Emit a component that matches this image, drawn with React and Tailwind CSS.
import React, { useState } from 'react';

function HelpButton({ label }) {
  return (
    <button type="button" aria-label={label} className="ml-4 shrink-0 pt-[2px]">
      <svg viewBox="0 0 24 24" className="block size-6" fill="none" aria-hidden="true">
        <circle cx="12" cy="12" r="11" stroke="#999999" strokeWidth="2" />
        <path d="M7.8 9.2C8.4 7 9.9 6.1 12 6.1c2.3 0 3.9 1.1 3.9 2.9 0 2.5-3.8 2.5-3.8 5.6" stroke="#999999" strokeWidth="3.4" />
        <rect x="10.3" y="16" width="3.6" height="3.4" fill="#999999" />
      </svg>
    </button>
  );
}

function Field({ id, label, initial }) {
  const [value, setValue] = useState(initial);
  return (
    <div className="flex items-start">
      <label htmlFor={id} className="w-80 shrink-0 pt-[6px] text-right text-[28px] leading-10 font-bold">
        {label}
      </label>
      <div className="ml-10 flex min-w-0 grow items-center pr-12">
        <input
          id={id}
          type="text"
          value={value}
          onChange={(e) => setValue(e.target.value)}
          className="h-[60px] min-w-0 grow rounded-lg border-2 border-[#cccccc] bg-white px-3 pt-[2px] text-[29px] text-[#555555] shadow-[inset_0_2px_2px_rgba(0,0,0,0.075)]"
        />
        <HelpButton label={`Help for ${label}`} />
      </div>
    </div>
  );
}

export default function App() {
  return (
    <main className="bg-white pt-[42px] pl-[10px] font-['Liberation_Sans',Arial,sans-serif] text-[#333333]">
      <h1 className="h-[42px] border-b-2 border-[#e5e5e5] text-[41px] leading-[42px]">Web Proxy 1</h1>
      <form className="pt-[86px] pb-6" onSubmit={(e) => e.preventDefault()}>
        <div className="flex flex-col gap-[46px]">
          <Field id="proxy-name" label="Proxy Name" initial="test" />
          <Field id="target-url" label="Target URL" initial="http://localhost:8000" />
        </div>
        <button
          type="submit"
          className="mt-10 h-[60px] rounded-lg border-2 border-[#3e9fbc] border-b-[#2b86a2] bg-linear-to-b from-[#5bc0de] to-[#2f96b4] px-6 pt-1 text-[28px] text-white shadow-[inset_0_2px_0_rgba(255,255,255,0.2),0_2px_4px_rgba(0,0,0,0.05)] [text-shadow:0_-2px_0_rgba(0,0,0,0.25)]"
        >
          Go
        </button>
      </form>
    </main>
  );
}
*-*-*
Return the whole listing exactly, with every line included.

Emit a component that matches this image, drawn with React and Tailwind CSS.
import React, { useState } from 'react';

function HelpButton({ label }) {
  return (
    <button type="button" aria-label={label} className="ml-4 shrink-0 pt-[2px]">
      <svg viewBox="0 0 24 24" className="block size-6" fill="none" aria-hidden="true">
        <circle cx="12" cy="12" r="11" stroke="#999999" strokeWidth="2" />
        <path d="M7.8 9.2C8.4 7 9.9 6.1 12 6.1c2.3 0 3.9 1.1 3.9 2.9 0 2.5-3.8 2.5-3.8 5.6" stroke="#999999" strokeWidth="3.4" />
        <rect x="10.3" y="16" width="3.6" height="3.4" fill="#999999" />
      </svg>
    </button>
  );
}

function Field({ id, label, initial }) {
  const [value, setValue] = useState(initial);
  return (
    <div className="flex items-start">
      <label htmlFor={id} className="w-80 shrink-0 pt-[6px] text-right text-[28px] leading-10 font-bold">
        {label}
      </label>
      <div className="ml-10 flex min-w-0 grow items-center pr-12">
        <input
          id={id}
          type="text"
          value={value}
          onChange={(e) => setValue(e.target.value)}
          className="h-[60px] min-w-0 grow rounded-lg border-2 border-[#cccccc] bg-white px-3 pt-[2px] text-[29px] text-[#555555] shadow-[inset_0_2px_2px_rgba(0,0,0,0.075)]"
        />
        <HelpButton label={`Help for ${label}`} />
      </div>
    </div>
  );
}

export default function App() {
  return (
    <main className="bg-white pt-[42px] pl-[10px] font-['Liberation_Sans',Arial,sans-serif] text-[#333333]">
      <h1 className="h-[42px] border-b-2 border-[#e5e5e5] text-[41px] leading-[42px]">Web Proxy 1</h1>
      <form className="pt-[86px] pb-6" onSubmit={(e) => e.preventDefault()}>
        <div className="flex flex-col gap-[46px]">
          <Field id="proxy-name" label="Proxy Name" initial="test" />
          <Field id="target-url" label="Target URL" initial="http://localhost:8000" />
        </div>
        <button
          type="submit"
          className="mt-10 h-[60px] rounded-lg border-2 border-[#3e9fbc] border-b-[#2b86a2] bg-linear-to-b from-[#5bc0de] to-[#2f96b4] px-6 pt-1 text-[28px] text-white shadow-[inset_0_2px_0_rgba(255,255,255,0.2),0_2px_4px_rgba(0,0,0,0.05)] [text-shadow:0_-2px_0_rgba(0,0,0,0.25)]"
        >
          Go
        </button>
      </form>
    </main>
  );
}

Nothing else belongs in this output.